There is a lot of research about how people learn new skills, and one recommendation is that you need more easel time (practice). As a former teacher, I know that practice is important but it isn’t the only consideration when learning a new skill; you need focused practice as well as more contextual learning. Painting is a complex activity, and developing mastery with still life painting is more than being able to paint a great ellipse (something that can still challenge me!). Reading books on the topic, watching videos, and viewing works in person (art museums) or online by famous still life artists is also valuable. I took an online intensive 5-day still life workshop with Kelli, signed up for another online class with a nationally known artist, and have been doing a lot of reading/research, which is ongoing. A couple of books on still life were welcome additions to my collection of art books, and watching videos about still life painting over again with fresh eyes was enlightening. There are some great Zoom presentations and videos out there, and many are free, dealing with all kinds of art, so if you have an internet connection and a cell phone you are good to go! I have an Apple TV connection, so I will often mirror the YouTube video/Zoom presentation on my big screen TV.
By doing something productive I’ve felt better. It’s required me to suspend judgment, open my mind, and accept help/guidance, sometimes a very difficult thing for a professional artist at any age. Many of those old ‘rules’ and ideas need to take a back seat in order to learn something new. I find that using a slogan such as “Take what you like and leave the rest” is very helpful…as is “slow and steady wins the race”. It helps me to get out of my lock-step methods and opens me up to question/examine.
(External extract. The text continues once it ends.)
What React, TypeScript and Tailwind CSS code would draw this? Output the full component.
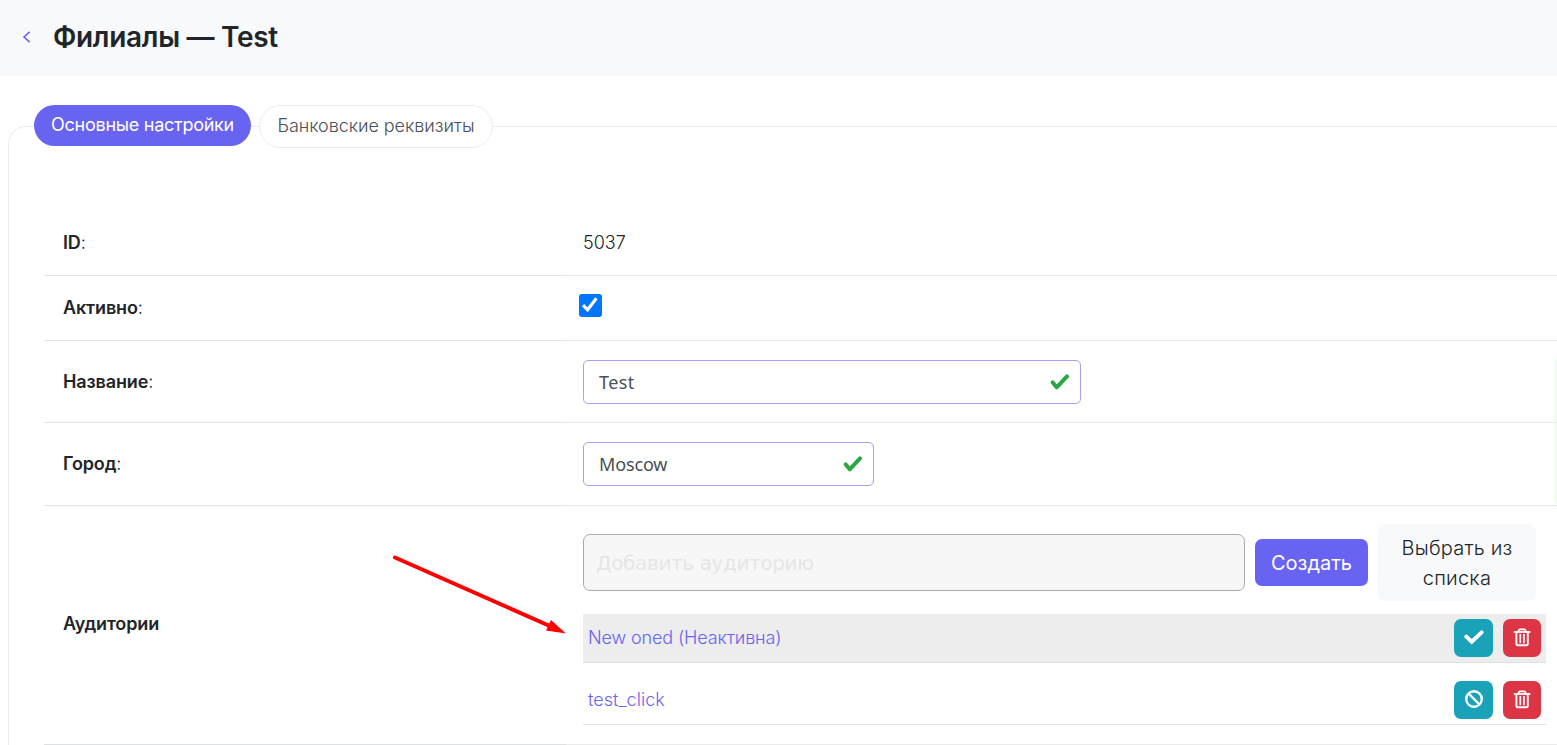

My goal has always been to be a ‘lifelong learner’, and to improve as an artist, not to adopt another artist’s style but to dig deep and become more expressive, creating something that is heartfelt. It’s really caused me to think more about form, edges, about how light falls on an object, and to ask questions, such as, “What is my concept? Why do I love this? How can I get more emotion into my work? What if….”
On a happy ending note, I entered three still life paintings for the first time in the OPA Salon Show and just found out one was accepted, “Mother’s Day Bouquet”! I’m sharing my story not to brag, but to encourage others – at any age – to try that thing you’ve never tried. For me, it’s opened me up to new possibilities and new ways of thinking, not only about art, but about life. These are such difficult times right now. Because I worked full time in as an educator for more than 30 years, I kept telling myself I would paint once I retired. I’m so grateful I have the time to do this now. I keep praying my health will hang in there so I can continue to learn, paint, and grow. I’m wishing the same for all of you!